We see her white eggs rolling
And ask you to share with us.
But if you are ungenerous
And order us away
Take care!Your pretty daughter
Shall have no wedding day.
Great Friday and White Saturday, the Friday and Saturday preceding the holiday, are favorite times for decorating eggs. Most of the designs are traditional to certain villages or regions, since both patterns and coloring secrets are handed down from mother to daughter for generations. Some eggs are hard boiled and decorated for table use; but often people bore a hole in each end of the egg, blow out the contents for cooking use, and decorate the empty shell. Roots, vegetables, and grasses make interesting dyes. Onion skins, for example, produce beautiful soft tones of yellow and rust, while beets give pleasing reds and pinks.
Wax from homemade tallow candles, a stout needle or sharp knife, and a small lamp to heat the metal point, are the crude implements for creating a kraslice, or beautiful egg. The women decorate most eggs by a laborious process that resembles batik. First, they dip the egg into the wax. Then they etch a design on the shell with the needle or knife point. Next, they plunge the egg into a cold dye bath. They now cover the colored surface with wax and draw on another pattern. The process is painstakingly repeated many times before the exquisitely executed, glowingly colored egg finally emerges-a triumph of century-old peasant craftmanship.
All Czechs do not decorate their eggs in these traditional designs. Young girls often paint their eggs by hand, inscribe them with love messages and present them to sweethearts on Easter Monday. Easter Monday, or Pomlazka, the Day of Whipping, is Czechoslovakia's greatest youth festival. Boys braid willow branches into whips, which they ornament with flowers and colored ribbon streamers. The lads then roam about, to carol for eggs and whip the village girls "so they won't be lazy or have fleas." This symbolic custom, which probably originated in pre-Christian purification rites, supposedly brings good luck.
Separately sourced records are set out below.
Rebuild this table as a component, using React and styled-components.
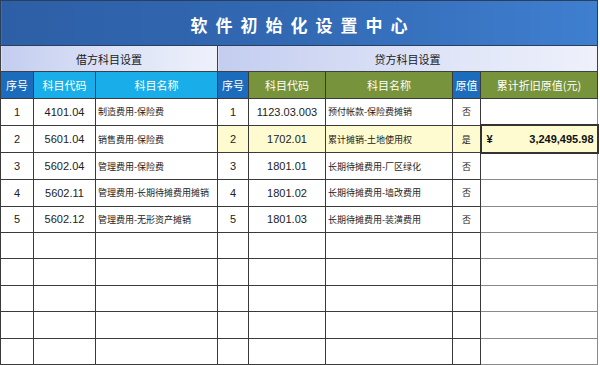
import React from "react";
import styled, { createGlobalStyle } from "styled-components";

const GlobalStyle = createGlobalStyle`
  html, body {
    margin: 0;
    padding: 0;
    background: #ffffff;
  }
  body {
    font-family: "Liberation Sans", "Noto Sans CJK SC", sans-serif;
  }
`;

const widths = [33, 62, 122, 31, 77, 127, 28, 117];

const debit = [
  ["1", "4101.04", "制造费用-保险费"],
  ["2", "5601.04", "销售费用-保险费"],
  ["3", "5602.04", "管理费用-保险费"],
  ["4", "5602.11", "管理费用-长期待摊费用摊销"],
  ["5", "5602.12", "管理费用-无形资产摊销"],
];

const credit = [
  ["1", "1123.03.003", "预付帐款-保险费摊销", "否", ""],
  ["2", "1702.01", "累计摊销-土地使用权", "是", "3,249,495.98"],
  ["3", "1801.01", "长期待摊费用-厂区绿化", "否", ""],
  ["4", "1801.02", "长期待摊费用-墙改费用", "否", ""],
  ["5", "1801.03", "长期待摊费用-装潢费用", "否", ""],
];

const colors = {
  blue: "#1b6cbd",
  cyan: "#19aeea",
  olive: "#77933c",
};

function App() {
  const rows = Array.from({ length: 10 }, (_, i) => i);
  return (
    <>
      <GlobalStyle />
      <Sheet>
        <colgroup>
          {widths.map((w, i) => (
            <col key={i} style={{ width: w }} />
          ))}
        </colgroup>
        <tbody>
          <tr>
            <Title colSpan={8}>软件初始化设置中心</Title>
          </tr>
          <tr>
            <Section colSpan={3}>借方科目设置</Section>
            <Section colSpan={5}>贷方科目设置</Section>
          </tr>
          <tr>
            <Head $bg={colors.blue}>序号</Head>
            <Head $bg={colors.cyan}>科目代码</Head>
            <Head $bg={colors.cyan}>科目名称</Head>
            <Head $bg={colors.blue}>序号</Head>
            <Head $bg={colors.olive}>科目代码</Head>
            <Head $bg={colors.olive}>科目名称</Head>
            <Head $bg={colors.blue}>原值</Head>
            <Head $bg={colors.olive}>累计折旧原值(元)</Head>
          </tr>
          {rows.map((i) => {
            const d = debit[i] || ["", "", ""];
            const c = credit[i] || ["", "", "", "", ""];
            const hl = i === 1;
            return (
              <tr key={i}>
                <Cell $align="center">{d[0]}</Cell>
                <Cell $align="center">{d[1]}</Cell>
                <Cell $cjk>{d[2]}</Cell>
                <Cell $align="center" $hl={hl}>{c[0]}</Cell>
                <Cell $align="center" $hl={hl}>{c[1]}</Cell>
                <Cell $cjk $hl={hl}>{c[2]}</Cell>
                <Cell $align="center" $cjk $hl={hl}>{c[3]}</Cell>
                {c[4] ? (
                  <Amount>
                    <AmountInner>
                      <span>¥</span>
                      <span>{c[4]}</span>
                    </AmountInner>
                  </Amount>
                ) : (
                  <Cell $soft />
                )}
              </tr>
            );
          })}
        </tbody>
      </Sheet>
    </>
  );
}

const Sheet = styled.table`
  border-collapse: collapse;
  table-layout: fixed;
  width: 597px;
  font-size: 11px;
  color: #222;
`;

const Title = styled.td`
  height: 42px;
  padding: 2px 0 0 8px;
  border: 1px solid #2b3f5c;
  background: linear-gradient(90deg, #2d5fa6 0%, #3269b3 50%, #3f7fd0 100%);
  color: #ffffff;
  font-family: "Noto Sans CJK SC", sans-serif;
  font-weight: 700;
  font-size: 17px;
  letter-spacing: 8px;
  text-align: center;
`;

const Section = styled.td`
  height: 25px;
  padding: 0;
  border: 1px solid #404040;
  background: linear-gradient(90deg, #c3cdef 0%, #dde3f7 55%, #eef1fb 100%);
  color: #1a1a1a;
  font-family: "Noto Sans CJK SC", sans-serif;
  font-size: 11px;
  text-align: center;
`;

const Head = styled.td`
  height: 26px;
  padding: 0;
  border: 1px solid #3a3a3a;
  background: ${(p) => p.$bg};
  color: #ffffff;
  font-family: "Noto Sans CJK SC", sans-serif;
  font-size: 11px;
  text-align: center;
  white-space: nowrap;
  overflow: hidden;
`;

const Cell = styled.td`
  height: 25.4px;
  padding: ${(p) => (p.$align === "center" ? "0" : "0 0 0 2px")};
  border: 1px solid ${(p) => (p.$soft ? "#8a8a8a" : "#3a3a3a")};
  background: ${(p) => (p.$hl ? "#fdfbcf" : "#ffffff")};
  font-family: ${(p) =>
    p.$cjk
      ? '"Noto Sans CJK SC", sans-serif'
      : '"Liberation Sans", "Noto Sans CJK SC", sans-serif'};
  font-size: ${(p) => (p.$cjk ? "9px" : "11px")};
  text-align: ${(p) => p.$align || "left"};
  white-space: nowrap;
  overflow: hidden;
`;

const Amount = styled.td`
  height: 25.4px;
  padding: 0;
  border: 2px solid #333333;
  background: #fdfbcf;
`;

const AmountInner = styled.div`
  display: flex;
  justify-content: space-between;
  align-items: center;
  padding: 0 3px 0 5px;
  font-family: "Liberation Sans", sans-serif;
  font-weight: 700;
  font-size: 11px;
  color: #111;
`;

export default App;
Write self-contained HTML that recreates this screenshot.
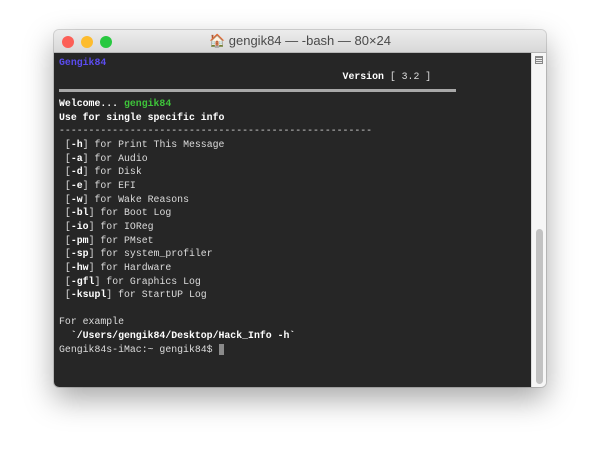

In return for their whippings-which are the measure of a young woman's popularity-the lads receive decorated eggs and generous portions of holiday coffee breads and cakes."
And here is the recipe.
Bábovka
1 envelope active dry yeast
1/2 cup lukewarm water
1 tablespoon sugar
1 cup sifted all purpose flour
1/2 cup butter
1/2 cup sugar
4 egg yolks, well beaten
2 cups sifted all purpose flour
1 teaspoon salt
1 teaspoon vanilla extract
4 egg whites, stiffly beaten
1 cup chopped blanched almonds
Dissolve yeast in warm water, stir in 1 tablespoon sugar, and set aside to rise for 15 minutes. Then add 1 cup flour to yeast mixture and let rise for 30 minutes, or until spongy and light. Meanwhile, cream butter and sugar, and beat in the egg yolks. Sift together remaining 2 cups of flour and salt and add to butter- sugar- egg yolk mixture. Combine with yeast mixture. Fold in vanilla, beaten egg whites, and 3/ cup almonds. Blend thoroughly. Spoon into well-greased and floured 9-inch tube pan. Sprinkle top with remaining chopped almonds. Let rise in warm place until double in bulk. Bake in moderate oven (350° F.) for 45-50 minutes.
I am so happy that my chickens are back laying their lovely "colored" eggs. They are being very
generous as am I.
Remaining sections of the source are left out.